Long-endurance Saildrones
The saildrones can stay out at sea for long periods of time as they’re wind-propelled. “The longest was just over a year, about 370 days, which is incredible,” says Paxton. This is much longer than a crewed, fossil fuel-powered vessel could stay out at sea. “[The drones] are entirely dependent on renewable energy for propulsion and because of that they have this incredibly long endurance that vessels relying on fossil fuels can’t match,” she says.
During the 2021 and 2022 Atlantic hurricane seasons, scientists deployed five and seven saildrones respectively in the western Atlantic Ocean. One of the drones in 2021 sailed through the eye wall of Hurricane Sam, a long-lived and powerful Cape Verde hurricane that reached the high end of category four intensity. It recorded video that revealed what it is like in the core of a major hurricane, with wind speeds just above the ocean surface of around 90mph (144km/h). In 2023, 12 saildrones were deployed in the western Atlantic, Caribbean, and Gulf of Mexico to beam data back to weather prediction centers in real time.

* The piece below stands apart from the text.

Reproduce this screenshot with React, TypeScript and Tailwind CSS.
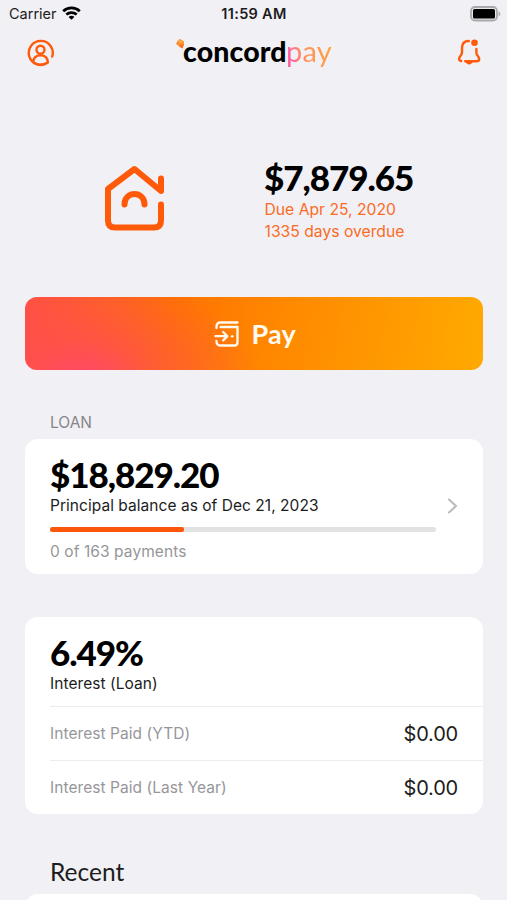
import type { ReactNode } from "react";

const display = "font-['Lato','Liberation_Sans',sans-serif]";

function StatusBar() {
  return (
    <div className="grid h-7 grid-cols-3 items-center pl-[9px] pr-[6px] text-[#1c1c1e]">
      <div className="flex items-center gap-[5px]">
        <span className="text-[14.5px] leading-7">Carrier</span>
        <svg className="-mt-[2px]" width="19" height="14" viewBox="0 0 19 14" fill="none" stroke="#000" strokeWidth="2.7">
          <path d="M1.2 5.2C5.8.8 13.2.8 17.8 5.2" />
          <path d="M4.3 8.5c2.9-2.6 7.500-2.6 10.400 0" />
          <path d="M6.6 10.9c1.6-1.4 4.200-1.4 5.800 0L9.5 13.8z" fill="#000" stroke="none" />
        </svg>
      </div>
      <span className="-ml-[2px] text-center text-[14.5px] font-semibold leading-7 tracking-[0.3px]">11:59 AM</span>
      <svg className="-mt-px justify-self-end" width="31" height="16" viewBox="0 0 31 16">
        <rect x="1" y="1" width="26" height="13.5" rx="4" fill="#e8e8ea" stroke="#aaaaad" strokeWidth="1.8" />
        <rect x="3" y="3" width="22" height="9.5" rx="1.6" fill="#000" />
        <path d="M28.6 5.5c2.3.7 2.3 4 0 4.8z" fill="#aaaaad" />
      </svg>
    </div>
  );
}

function Logo() {
  return (
    <div className={`-ml-[3px] -mt-[2px] flex items-start ${display}`}>
      <svg className="mt-[6px] shrink-0" width="9" height="10" viewBox="0 0 9 10">
        <path d="M4 0 8 2.6 7.800 6 6.200 9.5 3.400 7.600 0 5 1.600 2z" fill="#ff8a32" />
        <path d="M4 0 8 2.600 5 5.200 1.600 2z" fill="#f9a845" />
        <path d="M5 5.200 8 5.600 6.200 9.500 3.400 7.600z" fill="#ff6f1c" />
      </svg>
      <span className="-ml-[2px] w-[103px] whitespace-nowrap text-[28.5px] font-black leading-9 tracking-[0.1px] text-black">concord</span>
      <span className="whitespace-nowrap bg-[linear-gradient(75deg,#ff5fa2_12%,#ff9060_38%,#ffa23c_90%)] bg-clip-text text-[29px] font-normal leading-9 tracking-[0.2px] text-transparent">pay</span>
    </div>
  );
}

function Header() {
  return (
    <header className="flex h-12 items-center justify-between pl-[27px] pr-[26px]">
      <svg className="mt-px" width="27" height="28" viewBox="0 0 27 28" fill="none" stroke="#ff5a0a" strokeWidth="2.4" strokeLinecap="round">
        <path d="M20.8 23.6A12 12 0 1 1 25.2 17.500" />
        <circle cx="13.5" cy="10.8" r="4" />
        <path d="M6.2 23.2c.2-4.5 3.2-6.8 7.3-6.8s7.1 2.3 7.3 6.8c-4 3.4-10.6 3.4-14.6 0z" strokeLinejoin="round" />
      </svg>
      <Logo />
      <svg width="24" height="28" viewBox="0 0 24 28" fill="none" stroke="#ff5a0a" strokeWidth="2.4" strokeLinecap="round" strokeLinejoin="round">
        <path d="M11.8 3C7.2 3 5 6 5 10v4.800c0 2.6-2.9 3.4-2.9 6 0 1.3.8 1.9 2.1 2.2" />
        <path d="M19.4 11v4c0 2.6 2.8 3.4 2.8 5.9 0 1.6-1.2 2.3-2.8 2.3H8.2" />
        <path d="M8.4 23.3h7.4c-.4 4-6.8 4.200-7.4 0z" fill="#ff5a0a" stroke="none" />
        <circle cx="17.5" cy="4.8" r="3.3" fill="#ff5a0a" stroke="none" />
      </svg>
    </header>
  );
}

function Amount({ children }: { children: ReactNode }) {
  return <div className={`h-9 whitespace-nowrap text-[35px] font-black leading-[34px] tracking-[-1.05px] text-black ${display}`}>{children}</div>;
}

function DueSummary() {
  return (
    <section className="flex h-[221px] pl-[104px] pt-[84px]">
      <svg className="mt-[4px] shrink-0" width="62" height="68" viewBox="0 0 62 68" fill="none" stroke="#ff5a0a" strokeWidth="6" strokeLinecap="round" strokeLinejoin="round">
        <path d="M57 14.500v12.5L30.5 5 4 25V56.500q0 7 7 7h39q7 0 7-7V40.500" />
        <path d="M20.500 40.500c0-14 20-14 20 0" />
      </svg>
      <div className="ml-[98px]">
        <Amount>$7,879.65</Amount>
        <div className="ml-[0.5px] mt-[3px] text-[15.7px] leading-[22px] text-[#fa6c26]">
          <p>Due Apr 25, 2020</p>
          <p>1335 days overdue</p>
        </div>
      </div>
    </section>
  );
}

function PayButton() {
  return (
    <button className="mx-[25px] flex h-[73px] w-[457.500px] items-center justify-center gap-3 rounded-[12px] bg-[radial-gradient(ellipse_175px_105px_at_60px_80px,#ff4968_0%,#ff4c5a99_35%,#ff5a2a00_100%),linear-gradient(100deg,#ff5140_0%,#ff7300_32%,#ff8800_55%,#ffaa00_100%)] pl-[2px] text-[#fffaf0]">
      <svg width="26" height="26" viewBox="0 0 26 26" fill="none" stroke="currentColor" strokeWidth="2.3" strokeLinecap="round" strokeLinejoin="round">
        <path d="M2.500 7V5.500q0-4 4-4H23.500" />
        <path d="M6.500 6h17v15.500q0 3-3 3H6.500q-4 0-4-4V20" />
        <path d="M1.500 15.200H12.500M9.200 11l4.200 4.200-4.200 4.200" />
        <circle cx="18.200" cy="15.200" r="1.300" fill="currentColor" stroke="none" />
      </svg>
      <span className={`text-[27px] font-bold leading-9 tracking-[0.2px] ${display}`}>Pay</span>
    </button>
  );
}

function LoanCard() {
  return (
    <section className="mx-[25px] h-[135px] w-[458px] rounded-[13px] bg-white pl-[25px] pr-[25px] pt-[18px]">
      <Amount>$18,829.20</Amount>
      <div className="mt-px flex h-6 items-center justify-between">
        <span className="text-[15.500px] leading-6 tracking-[0.04px] text-[#1c1c1e]">Principal balance as of Dec 21, 2023</span>
        <svg width="11" height="16" viewBox="0 0 11 16" fill="none" stroke="#bcbcbe" strokeWidth="2.1" strokeLinecap="round" strokeLinejoin="round">
          <path d="m2 1.500 7 6.500-7 6.500" />
        </svg>
      </div>
      <div className="mt-[9px] h-[5px] w-[386px] overflow-hidden rounded-full bg-[#e2e2e2]">
        <div className="h-full w-[134px] rounded-r-[2px] bg-[#fc560a]" />
      </div>
      <p className="mt-[8px] text-[15.500px] leading-6 tracking-[0.08px] text-[#96969a]">0 of 163 payments</p>
    </section>
  );
}

function InterestRow({ label, value }: { label: string; value: string }) {
  return (
    <div className="ml-[25px] flex h-[54px] items-center justify-between border-t border-[#ececef] pr-[25px]">
      <span className="text-[15.500px] tracking-[0.06px] text-[#96969a]">{label}</span>
      <span className="text-[20px] tracking-[-0.2px] text-[#1c1c1e]">{value}</span>
    </div>
  );
}

function InterestCard() {
  return (
    <section className="mx-[25px] mt-[43px] h-[197px] w-[458px] rounded-[13px] bg-white">
      <div className="h-[89px] pl-[25px] pt-[18px]">
        <Amount>6.49%</Amount>
        <p className="mt-px text-[15.500px] leading-6 tracking-[0.06px] text-[#1c1c1e]">Interest (Loan)</p>
      </div>
      <InterestRow label="Interest Paid (YTD)" value="$0.00" />
      <InterestRow label="Interest Paid (Last Year)" value="$0.00" />
    </section>
  );
}

export default function App() {
  return (
    <main className="h-[900px] w-[507px] overflow-hidden bg-[#f1f0f5] font-['Inter','Liberation_Sans',sans-serif]">
      <StatusBar />
      <Header />
      <DueSummary />
      <PayButton />
      <h2 className="ml-[50px] mt-[42px] h-[27px] text-[15.5px] leading-[22px] text-[#85858a]">LOAN</h2>
      <LoanCard />
      <InterestCard />
      <h2 className={`ml-[50px] mt-[42px] h-[38px] text-[24.5px] leading-8 text-[#1c1c1e] ${display}`}>Recent</h2>
      <div className="mx-[25px] h-10 w-[458px] rounded-[13px] bg-white" />
    </main>
  );
}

While most of the data captured by saildrones is still being analyzed, scientists say the technology is a critical tool in their efforts to better understand hurricanes.
Conclusion
“I’m extremely enthusiastic about the programme,” says Emanuel. “It’s often thought that with satellites and radars we have all the data we need…That’s very far from the case.”
While satellite images reveal where hurricanes are forming, they don’t “necessarily [tell us] how strong they are,” he says. “The saildrones, which are very inexpensive compared to satellites, are giving us that information, without risking human lives, and I think that’s fantastic.”
By leveraging the capabilities of these innovative saildrones, scientists aim to improve their understanding of hurricane behavior and enhance their ability to predict and prepare for these devastating natural events.